- **Recorded data**:
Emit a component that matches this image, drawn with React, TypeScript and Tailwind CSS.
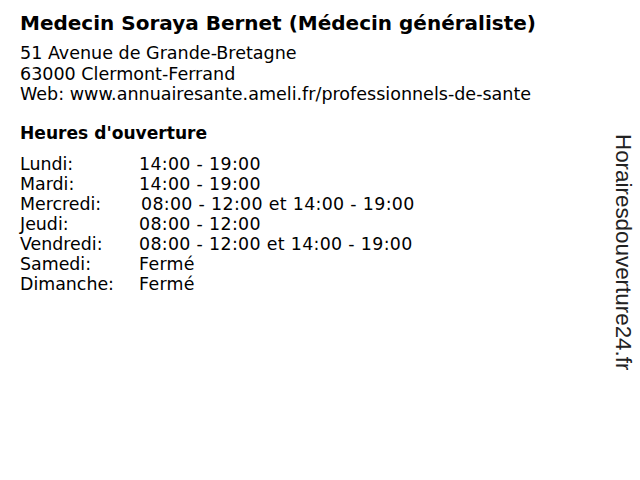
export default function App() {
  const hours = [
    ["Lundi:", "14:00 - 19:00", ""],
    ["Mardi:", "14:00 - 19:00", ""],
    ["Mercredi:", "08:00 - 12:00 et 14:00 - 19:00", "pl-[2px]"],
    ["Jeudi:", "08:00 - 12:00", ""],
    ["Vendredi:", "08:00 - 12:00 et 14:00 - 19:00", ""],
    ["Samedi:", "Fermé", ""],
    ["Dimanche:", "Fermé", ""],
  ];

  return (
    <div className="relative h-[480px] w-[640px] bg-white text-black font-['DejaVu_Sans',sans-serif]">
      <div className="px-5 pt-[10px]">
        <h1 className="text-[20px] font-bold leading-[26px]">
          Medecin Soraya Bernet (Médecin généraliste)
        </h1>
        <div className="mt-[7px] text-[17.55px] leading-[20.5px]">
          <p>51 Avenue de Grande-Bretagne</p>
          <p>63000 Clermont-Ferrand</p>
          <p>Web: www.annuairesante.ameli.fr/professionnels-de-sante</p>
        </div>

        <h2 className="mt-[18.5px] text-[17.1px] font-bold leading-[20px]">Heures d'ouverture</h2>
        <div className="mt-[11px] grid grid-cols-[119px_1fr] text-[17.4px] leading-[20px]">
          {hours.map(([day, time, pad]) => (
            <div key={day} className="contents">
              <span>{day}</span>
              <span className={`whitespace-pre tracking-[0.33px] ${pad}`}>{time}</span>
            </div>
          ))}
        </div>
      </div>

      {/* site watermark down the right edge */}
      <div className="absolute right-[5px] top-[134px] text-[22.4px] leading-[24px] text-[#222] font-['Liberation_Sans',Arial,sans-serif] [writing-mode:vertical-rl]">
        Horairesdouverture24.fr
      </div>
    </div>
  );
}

- **Task details**:
Reproduce each line exactly as it appears, omitting the pictures.

- **Completed exercise**:
Emit a component that matches this image, drawn with React, TypeScript and Tailwind CSS.
export default function App() {
  const hours = [
    ["Lundi:", "14:00 - 19:00", ""],
    ["Mardi:", "14:00 - 19:00", ""],
    ["Mercredi:", "08:00 - 12:00 et 14:00 - 19:00", "pl-[2px]"],
    ["Jeudi:", "08:00 - 12:00", ""],
    ["Vendredi:", "08:00 - 12:00 et 14:00 - 19:00", ""],
    ["Samedi:", "Fermé", ""],
    ["Dimanche:", "Fermé", ""],
  ];

  return (
    <div className="relative h-[480px] w-[640px] bg-white text-black font-['DejaVu_Sans',sans-serif]">
      <div className="px-5 pt-[10px]">
        <h1 className="text-[20px] font-bold leading-[26px]">
          Medecin Soraya Bernet (Médecin généraliste)
        </h1>
        <div className="mt-[7px] text-[17.55px] leading-[20.5px]">
          <p>51 Avenue de Grande-Bretagne</p>
          <p>63000 Clermont-Ferrand</p>
          <p>Web: www.annuairesante.ameli.fr/professionnels-de-sante</p>
        </div>

        <h2 className="mt-[18.5px] text-[17.1px] font-bold leading-[20px]">Heures d'ouverture</h2>
        <div className="mt-[11px] grid grid-cols-[119px_1fr] text-[17.4px] leading-[20px]">
          {hours.map(([day, time, pad]) => (
            <div key={day} className="contents">
              <span>{day}</span>
              <span className={`whitespace-pre tracking-[0.33px] ${pad}`}>{time}</span>
            </div>
          ))}
        </div>
      </div>

      {/* site watermark down the right edge */}
      <div className="absolute right-[5px] top-[134px] text-[22.4px] leading-[24px] text-[#222] font-['Liberation_Sans',Arial,sans-serif] [writing-mode:vertical-rl]">
        Horairesdouverture24.fr
      </div>
    </div>
  );
}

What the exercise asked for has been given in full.